** Aim of the task **
Transcribe the listing that follows in full, omitting pictures.

** Provided material **
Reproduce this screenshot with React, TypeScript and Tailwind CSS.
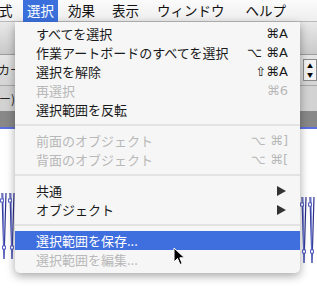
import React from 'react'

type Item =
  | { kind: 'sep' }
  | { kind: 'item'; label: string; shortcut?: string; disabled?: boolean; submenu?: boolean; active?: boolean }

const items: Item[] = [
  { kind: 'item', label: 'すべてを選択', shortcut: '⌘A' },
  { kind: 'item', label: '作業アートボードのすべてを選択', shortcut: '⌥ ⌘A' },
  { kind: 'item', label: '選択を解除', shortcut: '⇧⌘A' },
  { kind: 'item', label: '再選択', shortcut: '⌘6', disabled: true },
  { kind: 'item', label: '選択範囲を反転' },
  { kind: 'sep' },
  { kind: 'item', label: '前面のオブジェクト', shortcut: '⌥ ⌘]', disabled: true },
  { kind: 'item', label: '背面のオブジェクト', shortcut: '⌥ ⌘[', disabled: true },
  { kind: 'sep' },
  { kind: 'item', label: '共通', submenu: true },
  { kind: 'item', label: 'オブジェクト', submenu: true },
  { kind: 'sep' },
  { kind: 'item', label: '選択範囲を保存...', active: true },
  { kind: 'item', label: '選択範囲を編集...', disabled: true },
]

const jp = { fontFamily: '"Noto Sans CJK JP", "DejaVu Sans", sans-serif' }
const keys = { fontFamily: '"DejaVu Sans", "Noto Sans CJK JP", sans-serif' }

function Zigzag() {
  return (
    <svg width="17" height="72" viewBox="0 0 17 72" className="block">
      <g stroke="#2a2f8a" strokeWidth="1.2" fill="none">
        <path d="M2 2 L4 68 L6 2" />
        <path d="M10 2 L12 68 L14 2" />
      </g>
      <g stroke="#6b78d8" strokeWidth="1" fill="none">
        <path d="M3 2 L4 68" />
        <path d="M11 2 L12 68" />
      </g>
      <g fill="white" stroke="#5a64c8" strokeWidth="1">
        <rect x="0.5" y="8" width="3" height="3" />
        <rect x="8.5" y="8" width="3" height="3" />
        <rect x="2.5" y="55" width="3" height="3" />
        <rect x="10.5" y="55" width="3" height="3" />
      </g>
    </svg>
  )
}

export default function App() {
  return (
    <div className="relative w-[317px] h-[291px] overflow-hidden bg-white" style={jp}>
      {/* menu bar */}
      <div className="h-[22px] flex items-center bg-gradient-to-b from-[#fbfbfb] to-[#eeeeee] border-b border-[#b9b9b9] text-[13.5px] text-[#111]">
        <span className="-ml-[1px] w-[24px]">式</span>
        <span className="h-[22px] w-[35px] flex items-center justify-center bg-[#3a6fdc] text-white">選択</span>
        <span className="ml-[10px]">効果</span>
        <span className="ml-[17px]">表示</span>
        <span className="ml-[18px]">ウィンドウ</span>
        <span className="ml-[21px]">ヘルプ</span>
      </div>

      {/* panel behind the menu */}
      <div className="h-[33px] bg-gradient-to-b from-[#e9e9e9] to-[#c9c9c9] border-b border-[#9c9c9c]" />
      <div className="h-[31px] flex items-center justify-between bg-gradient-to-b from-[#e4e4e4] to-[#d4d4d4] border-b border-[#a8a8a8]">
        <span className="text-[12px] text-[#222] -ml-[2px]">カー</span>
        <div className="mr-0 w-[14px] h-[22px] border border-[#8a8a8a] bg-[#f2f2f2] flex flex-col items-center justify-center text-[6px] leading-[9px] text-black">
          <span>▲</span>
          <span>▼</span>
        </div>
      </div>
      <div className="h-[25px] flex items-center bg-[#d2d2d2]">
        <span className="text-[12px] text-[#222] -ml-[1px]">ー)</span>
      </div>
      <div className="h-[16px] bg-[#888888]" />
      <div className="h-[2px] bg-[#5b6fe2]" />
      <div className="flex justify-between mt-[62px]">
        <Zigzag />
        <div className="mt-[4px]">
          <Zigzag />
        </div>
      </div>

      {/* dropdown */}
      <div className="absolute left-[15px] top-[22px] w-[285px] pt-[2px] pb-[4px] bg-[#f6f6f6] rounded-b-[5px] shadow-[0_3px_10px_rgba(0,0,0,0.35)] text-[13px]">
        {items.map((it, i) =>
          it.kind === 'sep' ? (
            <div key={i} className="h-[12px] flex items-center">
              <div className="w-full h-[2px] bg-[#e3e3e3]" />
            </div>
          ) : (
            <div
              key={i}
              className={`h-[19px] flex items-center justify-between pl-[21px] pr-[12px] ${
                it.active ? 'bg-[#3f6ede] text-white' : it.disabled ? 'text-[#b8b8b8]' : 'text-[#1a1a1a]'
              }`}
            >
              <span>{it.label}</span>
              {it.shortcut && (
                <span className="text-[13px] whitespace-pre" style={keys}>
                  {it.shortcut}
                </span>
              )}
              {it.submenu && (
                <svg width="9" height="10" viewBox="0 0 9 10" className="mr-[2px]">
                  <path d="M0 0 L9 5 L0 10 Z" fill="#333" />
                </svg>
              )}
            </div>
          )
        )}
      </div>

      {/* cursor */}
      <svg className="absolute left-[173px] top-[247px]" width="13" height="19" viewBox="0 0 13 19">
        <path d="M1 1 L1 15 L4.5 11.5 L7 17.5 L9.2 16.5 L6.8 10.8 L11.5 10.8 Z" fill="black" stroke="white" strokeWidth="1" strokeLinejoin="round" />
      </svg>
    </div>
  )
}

** Response **
Reproduce this screenshot with React, TypeScript and Tailwind CSS.
import React from 'react'

type Item =
  | { kind: 'sep' }
  | { kind: 'item'; label: string; shortcut?: string; disabled?: boolean; submenu?: boolean; active?: boolean }

const items: Item[] = [
  { kind: 'item', label: 'すべてを選択', shortcut: '⌘A' },
  { kind: 'item', label: '作業アートボードのすべてを選択', shortcut: '⌥ ⌘A' },
  { kind: 'item', label: '選択を解除', shortcut: '⇧⌘A' },
  { kind: 'item', label: '再選択', shortcut: '⌘6', disabled: true },
  { kind: 'item', label: '選択範囲を反転' },
  { kind: 'sep' },
  { kind: 'item', label: '前面のオブジェクト', shortcut: '⌥ ⌘]', disabled: true },
  { kind: 'item', label: '背面のオブジェクト', shortcut: '⌥ ⌘[', disabled: true },
  { kind: 'sep' },
  { kind: 'item', label: '共通', submenu: true },
  { kind: 'item', label: 'オブジェクト', submenu: true },
  { kind: 'sep' },
  { kind: 'item', label: '選択範囲を保存...', active: true },
  { kind: 'item', label: '選択範囲を編集...', disabled: true },
]

const jp = { fontFamily: '"Noto Sans CJK JP", "DejaVu Sans", sans-serif' }
const keys = { fontFamily: '"DejaVu Sans", "Noto Sans CJK JP", sans-serif' }

function Zigzag() {
  return (
    <svg width="17" height="72" viewBox="0 0 17 72" className="block">
      <g stroke="#2a2f8a" strokeWidth="1.2" fill="none">
        <path d="M2 2 L4 68 L6 2" />
        <path d="M10 2 L12 68 L14 2" />
      </g>
      <g stroke="#6b78d8" strokeWidth="1" fill="none">
        <path d="M3 2 L4 68" />
        <path d="M11 2 L12 68" />
      </g>
      <g fill="white" stroke="#5a64c8" strokeWidth="1">
        <rect x="0.5" y="8" width="3" height="3" />
        <rect x="8.5" y="8" width="3" height="3" />
        <rect x="2.5" y="55" width="3" height="3" />
        <rect x="10.5" y="55" width="3" height="3" />
      </g>
    </svg>
  )
}

export default function App() {
  return (
    <div className="relative w-[317px] h-[291px] overflow-hidden bg-white" style={jp}>
      {/* menu bar */}
      <div className="h-[22px] flex items-center bg-gradient-to-b from-[#fbfbfb] to-[#eeeeee] border-b border-[#b9b9b9] text-[13.5px] text-[#111]">
        <span className="-ml-[1px] w-[24px]">式</span>
        <span className="h-[22px] w-[35px] flex items-center justify-center bg-[#3a6fdc] text-white">選択</span>
        <span className="ml-[10px]">効果</span>
        <span className="ml-[17px]">表示</span>
        <span className="ml-[18px]">ウィンドウ</span>
        <span className="ml-[21px]">ヘルプ</span>
      </div>

      {/* panel behind the menu */}
      <div className="h-[33px] bg-gradient-to-b from-[#e9e9e9] to-[#c9c9c9] border-b border-[#9c9c9c]" />
      <div className="h-[31px] flex items-center justify-between bg-gradient-to-b from-[#e4e4e4] to-[#d4d4d4] border-b border-[#a8a8a8]">
        <span className="text-[12px] text-[#222] -ml-[2px]">カー</span>
        <div className="mr-0 w-[14px] h-[22px] border border-[#8a8a8a] bg-[#f2f2f2] flex flex-col items-center justify-center text-[6px] leading-[9px] text-black">
          <span>▲</span>
          <span>▼</span>
        </div>
      </div>
      <div className="h-[25px] flex items-center bg-[#d2d2d2]">
        <span className="text-[12px] text-[#222] -ml-[1px]">ー)</span>
      </div>
      <div className="h-[16px] bg-[#888888]" />
      <div className="h-[2px] bg-[#5b6fe2]" />
      <div className="flex justify-between mt-[62px]">
        <Zigzag />
        <div className="mt-[4px]">
          <Zigzag />
        </div>
      </div>

      {/* dropdown */}
      <div className="absolute left-[15px] top-[22px] w-[285px] pt-[2px] pb-[4px] bg-[#f6f6f6] rounded-b-[5px] shadow-[0_3px_10px_rgba(0,0,0,0.35)] text-[13px]">
        {items.map((it, i) =>
          it.kind === 'sep' ? (
            <div key={i} className="h-[12px] flex items-center">
              <div className="w-full h-[2px] bg-[#e3e3e3]" />
            </div>
          ) : (
            <div
              key={i}
              className={`h-[19px] flex items-center justify-between pl-[21px] pr-[12px] ${
                it.active ? 'bg-[#3f6ede] text-white' : it.disabled ? 'text-[#b8b8b8]' : 'text-[#1a1a1a]'
              }`}
            >
              <span>{it.label}</span>
              {it.shortcut && (
                <span className="text-[13px] whitespace-pre" style={keys}>
                  {it.shortcut}
                </span>
              )}
              {it.submenu && (
                <svg width="9" height="10" viewBox="0 0 9 10" className="mr-[2px]">
                  <path d="M0 0 L9 5 L0 10 Z" fill="#333" />
                </svg>
              )}
            </div>
          )
        )}
      </div>

      {/* cursor */}
      <svg className="absolute left-[173px] top-[247px]" width="13" height="19" viewBox="0 0 13 19">
        <path d="M1 1 L1 15 L4.5 11.5 L7 17.5 L9.2 16.5 L6.8 10.8 L11.5 10.8 Z" fill="black" stroke="white" strokeWidth="1" strokeLinejoin="round" />
      </svg>
    </div>
  )
}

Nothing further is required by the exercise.